Вдруг из реактора вылетело облачко с негромким хлопком. Кто-то при этом увидел «свечение Черенкова», я не видел.
Сейчас же опустили крышку на место. Величкин выбежал с дозиметром к борту лодки и доложил: «120 рентгенов в час».
Мы остались на посту управления и стали копаться в чертежах, чтобы понять, что же произошло.
А случилось следующее: когда упор перестал действовать, крышка потащила за собой решетку. При подъеме решетки высвободилась ядерная энергия, произошел сильный разогрев урана, и вся вода в реакторе мгновенно превратилась в пар, облачко которого мы увидели.

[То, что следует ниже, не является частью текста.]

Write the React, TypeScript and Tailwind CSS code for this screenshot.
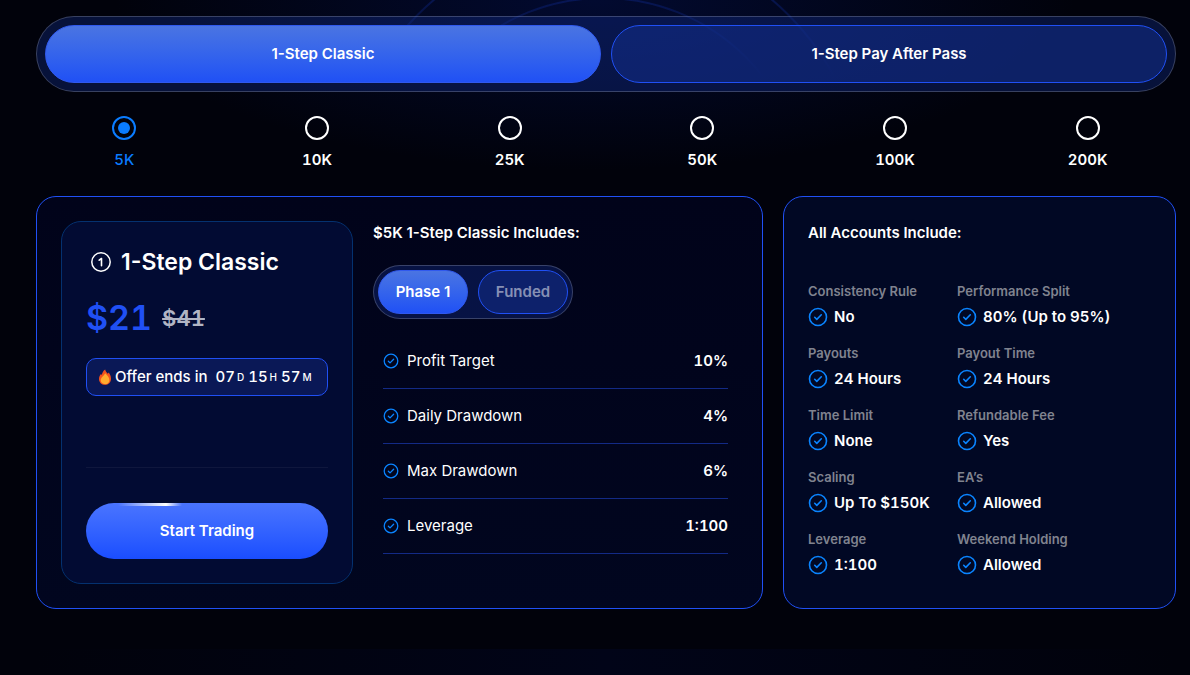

Улетучившись, вода прекратила ядерную реакцию: ведь замедлителя не стало. Опустив крышку, а с ней и решетку, мы, казалось бы, полностью усмирили реактор.
Последующий, более длительный анализ показал, что решение поднимать крышку на микроходе спасло нам жизнь. При более быстром подъеме решетки произошел бы теплой взрыв, как на Чернобыльской АЭС, и содержимое реактора разбросало бы по округе. А пока нас терзала мысль – почему же решетка не осталась на месте, ведь мы же ставили упор.
Через некоторое время к нам на пост пришел командир Беломорской военно-морской базы Борис Ефремович Ямковой. Он спросил нас, можем ли мы самостоятельно разобраться в обстановке, или нам нужна на помощь наука. Мы самонадеянно сказали, что разберемся сами, хотя в тот момент не могли понять даже того, почему решетка потянулась за крышкой.
Примерно через час Потанин отправился замерять уровень радиации в отсеке лодки. У люка было 70 рентгенов в час, дальше он не пошел, но обратил внимание на то, что из отсека дует горячий воздух. На это последнее замечание мы не отреагировали, так как в отсек действительно подавался очень теплый воздух заводским калорифером. При сорокаградусном морозе и теплый воздух может показаться горячим.
Но дело было не в калорифере. Раскаленная зона испарила воду, но не остыла; она накалила реактор, и тот стал горячее утюга.